Hotel Poseidon. 2021. Directed & Written by Stefan Lernous.
Starring Tom Vermeir, Ruth Becquart, Anneke Sluiters, Tania Van der Sanden, Dominique Van Malder, Chiel Van Berkel, Tine Van den Wyngaert, Steve Geerts, & Julia Ghysels.
Abattoir Fermé / Potemkino Port
Not Rated / 90 minutes
★★★★1/2 (out of ★★★★★)
DISCLAIMER: The following essay contains spoilers.
Turn back or be forever spoiled!
It’s almost foolish to try and review Hotel Poseidon like any other film, because it’s just not like any other film; it’s a weird and endlessly unsettling ride into the Theatre of the Absurd, not surprising given that director-writer Stefan Lernous is also the director and artistic leader of the theatre company Abattoir Fermé. There have been other reviews out of Fantasia 2021 attempting to shoehorn Lernous’s film into the same review mould as other films by focusing on character development and other traditional aspects of cinema. Hotel Poseidon doesn’t mean to portray character development, the story doesn’t want to spoon-feed meaning of any kind, and, by virtue of the absurdity, the film isn’t seeking an easily definable, succinct way to sum up its themes.
The nebulous plot of Hotel Poseidon involves Dave (Tom Vermeir), a man playing the reluctant part of manager in a prison-like hotel owned by his family. The hotel’s a dilapidated, decaying structure with garbage all over the place and a sparking electrical outlet by the coffee perk that starts a fire more than occasionally; a filthy, Gothic nightmare. Dave passively watches most of what occurs around him, from the death of his aunt, to an alcohol-fuelled party of epic proportions, to the existential journey he finds himself tumbling through as things get stranger and stranger.
Is he in purgatory? Is he in hell? Or, is his experience a microcosm of life’s absurdity?
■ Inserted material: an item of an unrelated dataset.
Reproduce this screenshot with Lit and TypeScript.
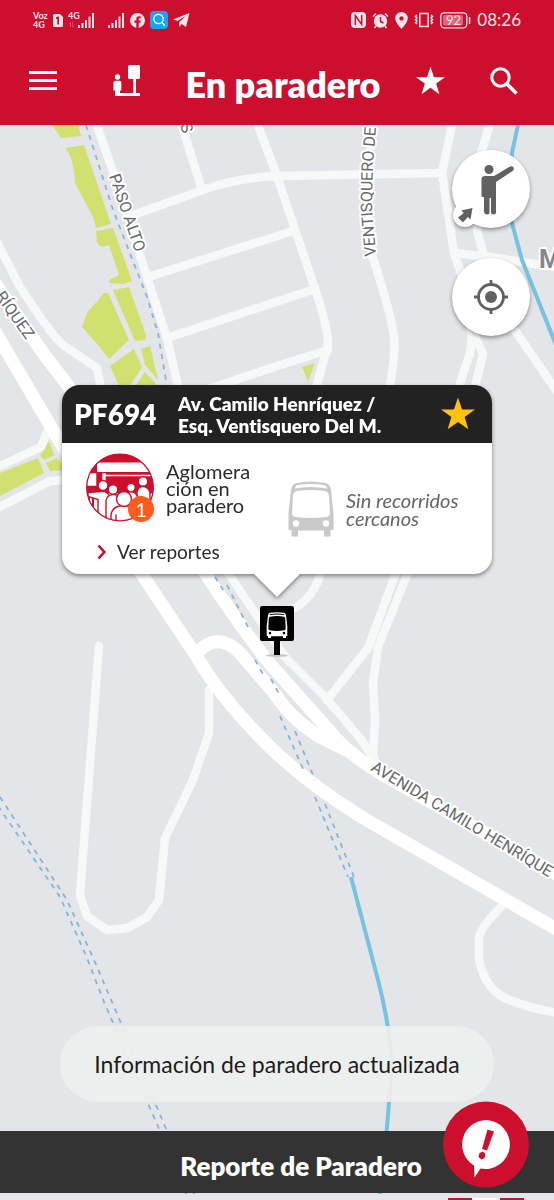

One of the main focuses in absurdist fiction is a breakdown in meaning and communication—something Hotel Poseidon depicts frequently. Right from the beginning there’s a disconnect between people when Dave lies in bed and next door are the loud sounds of sex; a man’s watching pornography. Then the guy, who’s woken Dave up, pontificates and tells Dave: “I think your problem is faith.” A little while later, Dave encounters the “finger banging” lady, who meows like a cat on all fours and generally emasculates him. One big scene features a chaotic party and when Dave first shows up he runs into a random woman who tells him “You have a friendly face, but you can‘t stop this,” repeating herself until she falls onto the floor in spasms. There’s always something impeding communication, or entirely breaking it down, no matter who Dave encounters. There’s a brief critique of the capitalist industry surrounding death, depicted in a conversation between Dave and a couple of funeral directors trying to squeeze every last penny out of him after his Aunt Lucy (Dirk Lavryssen) dies. Their communication is dictated, and broken down, by the consumerism we insert into death by way of ornate funeral services. A laugh-out-loud moment occurs when one director cries after Dave decides to go the cheap route, subverting the expected grieving scenario.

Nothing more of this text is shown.